Computational Modelig of Layered Biphenylene Networks and their Heterostructures

Biphenylene network of group-IV elements is a new class of 2D materials which has been experimentally shown to be stable for carbon based structures. Combinations of these biphenylene networks with each other as well as with previously known materials will lead to a variety of new materials with distinct properties. In this talk, we will show results obtained from quantum chemical computational simulations to predict and design heterojunctions of biphenylene materials for specific application. In specific, a metallic carbon monolayer in the biphenylene network becomes an insulator upon hydrogenation. Patterned dehydrogenation of this can offer a variety of intriguing functionalities.
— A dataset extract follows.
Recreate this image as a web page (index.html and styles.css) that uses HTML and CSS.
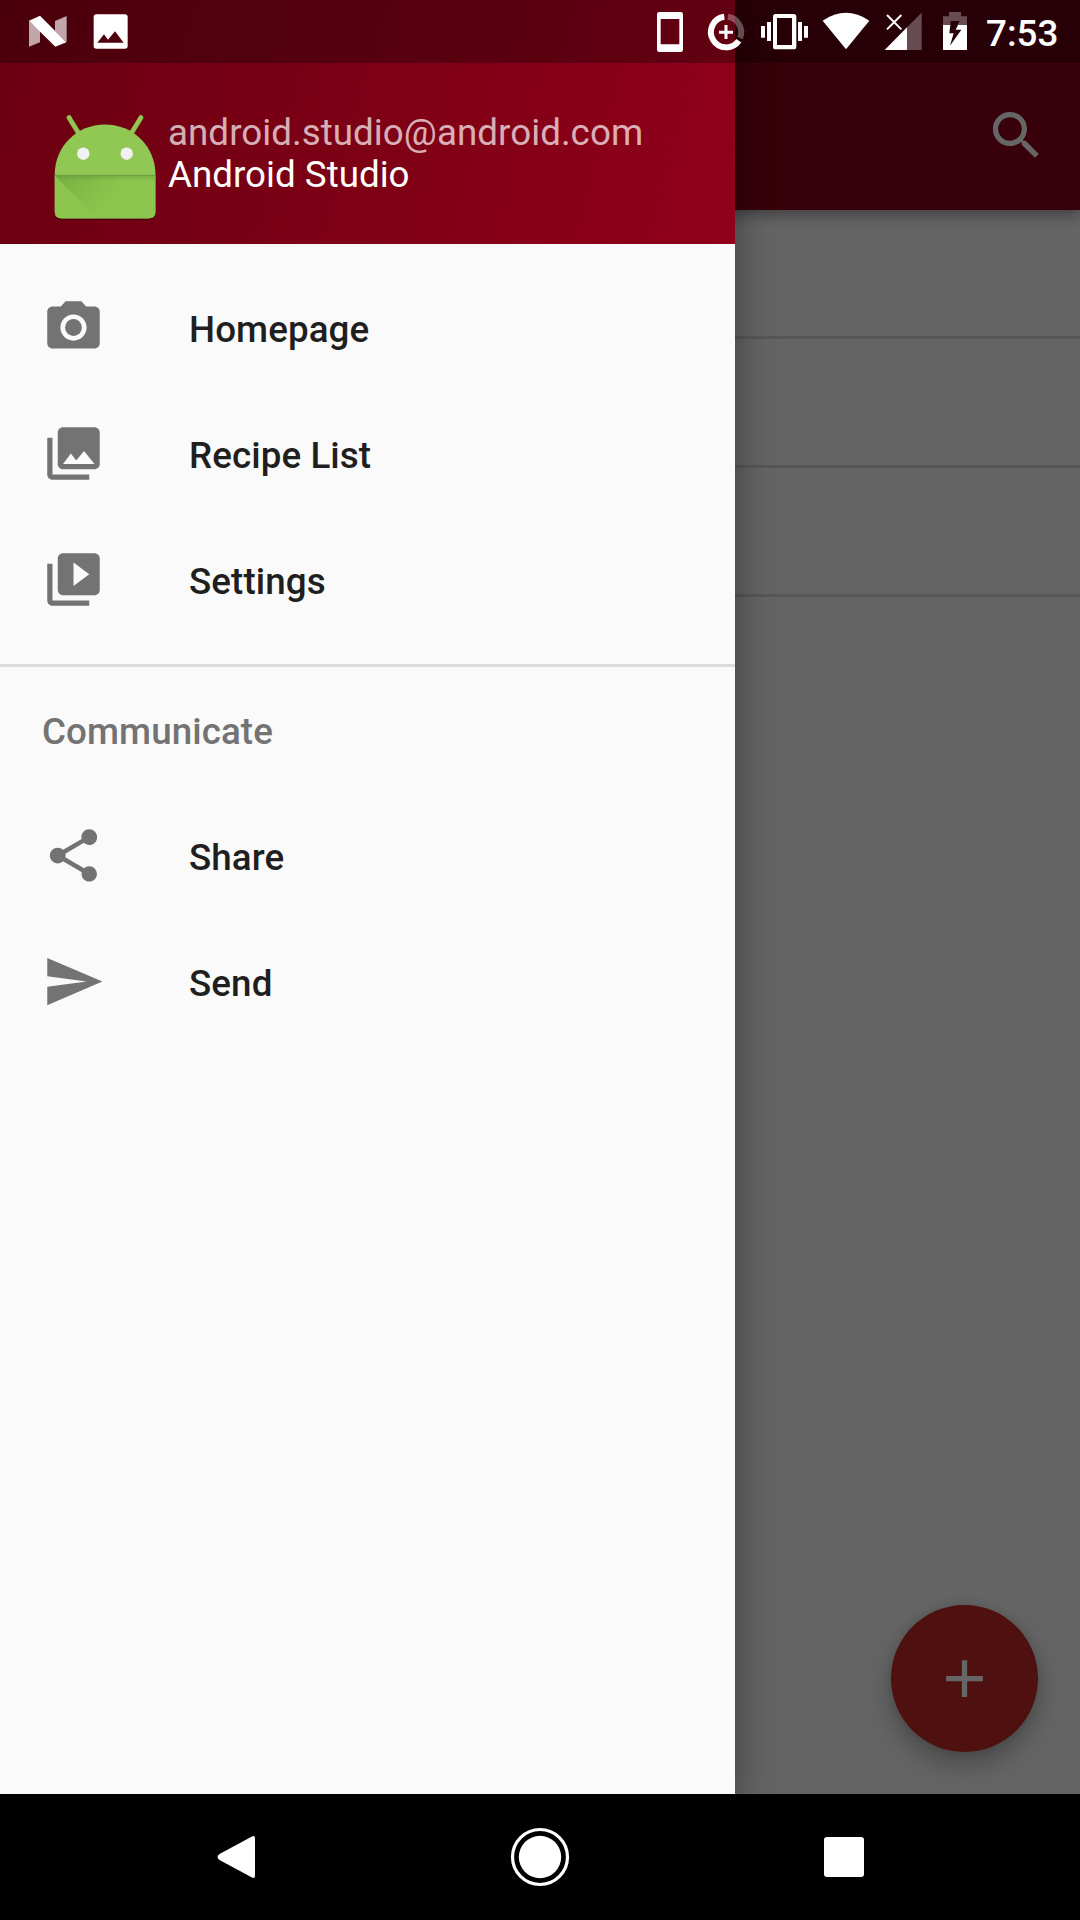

Composite structures constituted by alternating stripes of hydrogenated regions with different repeat periodicity and chirality display topological properties and can form heterostructures with a tunable band-lineup or Schottky barrier height. Alternating arrangements of these stripes of finite size enable one to also construct double barrier resonant tunneling structures and 2D, lateral nanocapacitors with high gravimetric capacitance for an efficient energy storage device. By controlled removal of H atom from a specific site or dehydrogenation of an extended zone, one can achieve antidoping or construct 0D quantum structures like antidots, antirings/loops, and supercrystals, the energy level spacing of which can be controlled with their geometry and size for optoelectronic applications. We will present the variation of optical and electronic properties of these materials under external strain and how they can be engineered to improve overall thermoelectric and transport properties.